Editorial, Sept. 28, 2017

Sep 28, 2017

Don't fear FAFSA

It's a name that strikes fear in the hearts of parents and students alike: FAFSA, which stands for Free Application for Federal Student Aid.

However, the dreaded gathering of financial documents and filling out seemingly endless forms can greatly benefit college students and their families with grants and scholarships for higher education. Maine students left nearly $11 million on the table during the last round of funding — those grants and scholarships, which do not need to be paid back, could have gone to Waldo County students.

A recent rule change has made the FAFSA available Oct. 1, instead of in January, as has been traditional. So, let's make this year the one in which more than half of Waldo County high school seniors complete the FAFSA.

According to nerdwallet.com, the number of area students completing the FAFSA has decreased in recent years. At Belfast Area High School in 2015, 55 percent of seniors filled out the application; in 2016 the number rose to almost 57 percent — then dropped to 52 percent this year.

At Mount View in Thorndike, applications reached a high of 64 percent in 2016, only to plummet to 55 percent in 2017. Searsport District High School saw a significant jump from 35 percent in 2015 to almost 60 percent in 2016, but applications fell to 54 percent this year.

Islesboro has been the exception, with consistently high percentages of seniors completing the FAFSA, though the average dropped by nearly 30 percent this year.

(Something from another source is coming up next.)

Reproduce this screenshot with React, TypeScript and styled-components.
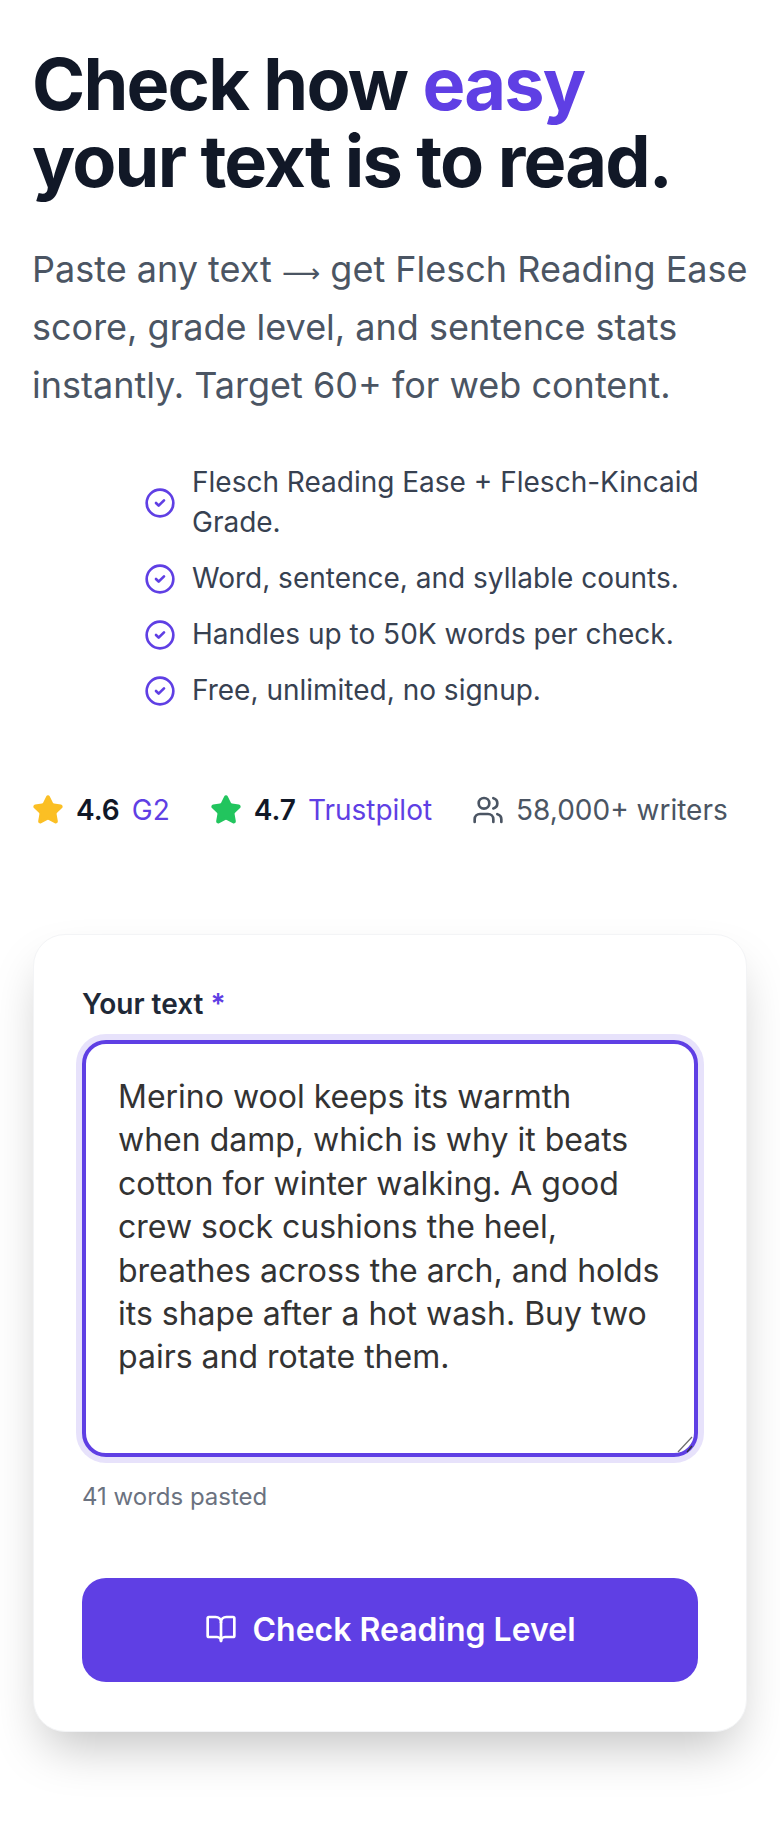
import React from 'react';
import styled, {createGlobalStyle} from 'styled-components';
import {BookOpen, CircleCheck, Star, Users} from 'lucide-react';

const purple = '#5f3fe4';

const GlobalStyle = createGlobalStyle`
  * {
    box-sizing: border-box;
  }
  body {
    margin: 0;
    background: #fff;
    font-family: Inter, sans-serif;
  }
`

const features = [
    'Flesch Reading Ease + Flesch-Kincaid Grade.',
    'Word, sentence, and syllable counts.',
    'Handles up to 50K words per check.',
    'Free, unlimited, no signup.',
];

const sample = 'Merino wool keeps its warmth when damp, which is why it beats cotton for winter walking. A good crew sock cushions the heel, breathes across the arch, and holds its shape after a hot wash. Buy two pairs and rotate them.';

export default function App() {
    return (
        <Page>
            <GlobalStyle/>
            <Title>Check how <Accent>easy</Accent><br/>your text is to read.</Title>
            <Lead>Paste any text <Arrow>⟶</Arrow> get Flesch Reading Ease score, grade level, and sentence stats instantly. Target 60+ for web content.</Lead>

            <Features>
                {features.map(text => (
                    <Feature key={text}>
                        <CircleCheck size={32} strokeWidth={2} color={purple}/>
                        <span>{text}</span>
                    </Feature>
                ))}
            </Features>

            <Ratings>
                <Rating>
                    <Star size={32} fill="#fbbf24" color="#fbbf24"/>
                    <Score>4.6</Score>
                    <Source>G2</Source>
                </Rating>
                <Rating>
                    <Star size={32} fill="#22c55e" color="#22c55e"/>
                    <Score>4.7</Score>
                    <Source>Trustpilot</Source>
                </Rating>
                <Rating>
                    <Users size={32} strokeWidth={2} color="#4b5563"/>
                    <Writers>58,000+ writers</Writers>
                </Rating>
            </Ratings>

            <Card>
                <Label htmlFor="text">Your text <Required>*</Required></Label>
                <Field>
                    <Input id="text" defaultValue={sample}/>
                    <Grip viewBox="0 0 18 18" aria-hidden="true">
                        <line x1="1" y1="16" x2="15" y2="1" stroke="#6b6b6b" strokeWidth="1.2"/>
                        <line x1="10" y1="16" x2="15" y2="10" stroke="#333" strokeWidth="1.2"/>
                    </Grip>
                </Field>
                <Hint>41 words pasted</Hint>
                <Submit type="button">
                    <BookOpen size={32} strokeWidth={2}/>
                    Check Reading Level
                </Submit>
            </Card>
        </Page>
    );
}

const Page = styled.main`
  width: 780px;
  height: 1828px;
  padding: 45px 24px 0 32px;
  overflow: hidden;
`

const Title = styled.h1`
  margin: 0 0 41px;
  font-size: 72px;
  line-height: 77px;
  font-weight: 700;
  letter-spacing: -0.025em;
  color: #111827;
`

const Accent = styled.span`
  color: ${purple};
`

const Lead = styled.p`
  margin: 0 0 48px;
  font-size: 36px;
  line-height: 58px;
  color: #4b5563;
`

const Arrow = styled.span`
  font-family: "DejaVu Sans", sans-serif;
  font-size: 26.7px;
  line-height: 1;
`

const Features = styled.ul`
  margin: 0 0 80px;
  padding: 0 0 0 112px;
  list-style: none;
`

const Feature = styled.li`
  display: flex;
  align-items: center;
  gap: 16px;
  margin-bottom: 16px;
  max-width: 600px;
  font-size: 28px;
  line-height: 40px;
  color: #374151;

  svg {
    flex: none;
    margin-top: 2px;
  }
`

const Ratings = styled.div`
  display: flex;
  align-items: center;
  gap: 40px;
  margin-bottom: 104px;
`

const Rating = styled.div`
  display: flex;
  align-items: center;
  gap: 12px;
  font-size: 28px;
  line-height: 40px;
`

const Score = styled.span`
  font-weight: 600;
  color: #111827;
`

const Source = styled.span`
  color: ${purple};
`

const Writers = styled.span`
  color: #4b5563;
`

const Card = styled.section`
  height: 798px;
  margin: 0 9px 0 1px;
  padding: 49px 48px 0 48px;
  background: #fff;
  border: 1px solid #f3f4f6;
  border-radius: 32px;
  box-shadow: 0 25px 50px -12px rgba(0, 0, 0, 0.25);
`

const Label = styled.label`
  display: block;
  margin-bottom: 16px;
  font-size: 28px;
  line-height: 40px;
  font-weight: 600;
  color: #1f2937;
`

const Required = styled.span`
  color: ${purple};
`

const Field = styled.div`
  position: relative;
`

const Input = styled.textarea`
  display: block;
  width: 100%;
  height: 417px;
  padding: 31px 33px 32px 32px;
  border: 4px solid ${purple};
  border-radius: 24px;
  outline: none;
  resize: none;
  box-shadow: 0 0 0 6px rgba(95, 63, 228, 0.15);
  font-family: Inter, sans-serif;
  font-size: 32px;
  line-height: 43.4px;
  color: #333;
`

const Grip = styled.svg`
  position: absolute;
  right: 3px;
  bottom: 3px;
  width: 18px;
  height: 18px;
`

const Hint = styled.p`
  margin: 24px 0 65px;
  font-size: 24px;
  line-height: 32px;
  color: #6b7280;
`

const Submit = styled.button`
  display: flex;
  align-items: center;
  justify-content: center;
  gap: 16px;
  width: 100%;
  height: 104px;
  padding: 0 0 2px;
  border: 0;
  border-radius: 24px;
  background: ${purple};
  font-family: Inter, sans-serif;
  font-size: 32px;
  font-weight: 600;
  color: #fff;
`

It is unclear why families are choosing not to complete the FAFSA, but Finance Authority of Maine officials (aka FAME) have a theory:

“Unfortunately, many families mistakenly believe they won’t be eligible for federal financial aid, so they don’t fill out the FAFSA, leaving potentially significant grant money on the table or missing out on financial aid all together,” said Martha Johnston, FAME director of education. “We want to change that and encourage every Maine family sending a child off to college, trade or technical school to complete the FAFSA.”

According to FAME, there is no specific income cut-off so families won’t know what they are eligible to receive unless they apply. And any number of grants and scholarships can make a big difference in helping to reduce total student debt.

Average student debt in Maine is $29,644 per student, and 63 percent of Maine students graduate owing that money. Some who complete the FAFSA will also be offered different types of loans to fund education. The loans — subsidized and unsubsidized — are not grants or scholarships and have different pay-back terms and interest rates.

For those still intimidated at the thought of FAFSA, there are resources available to help, including a FAME-sponsored event Thursday, Oct. 12, at 4 p.m. at Waldo County Technical Center. No registration is required for the free event, but it is encouraged in case of cancellation or postponement. Parents and students can contact FAME to register, and for assistance, by calling 1-800-228-3734, emailing education@famemaine.com or on FAME's website at famemaine.com. Other events across the state also are planned and listed on the website.

Don't need help? Go to fafsa.gov, and have ready:

  • FSA ID — this user name and password is needed to access all Federal Student Aid websites, including the FAFSA. It is recommended the student and one parent create it ahead of time at fsaid.ed.gov.
  • Social Security numbers (SSN) for student and parents.
  • 2016 Federal Income Tax Returns, W2s and other records of money earned (an IRS Data Retrieval Tool can transfer 2016 income and tax information to automatically populate the FAFSA form).
  • Current bank statements for student and parents.

Colleges, universities and trade schools the student chooses will receive the FAFSA information electronically, which helps determine the financial aid package offered to the student.

We hope all seniors and their parents will take the time to complete the FAFSA. After all, who doesn't like college money that doesn't have to be paid back?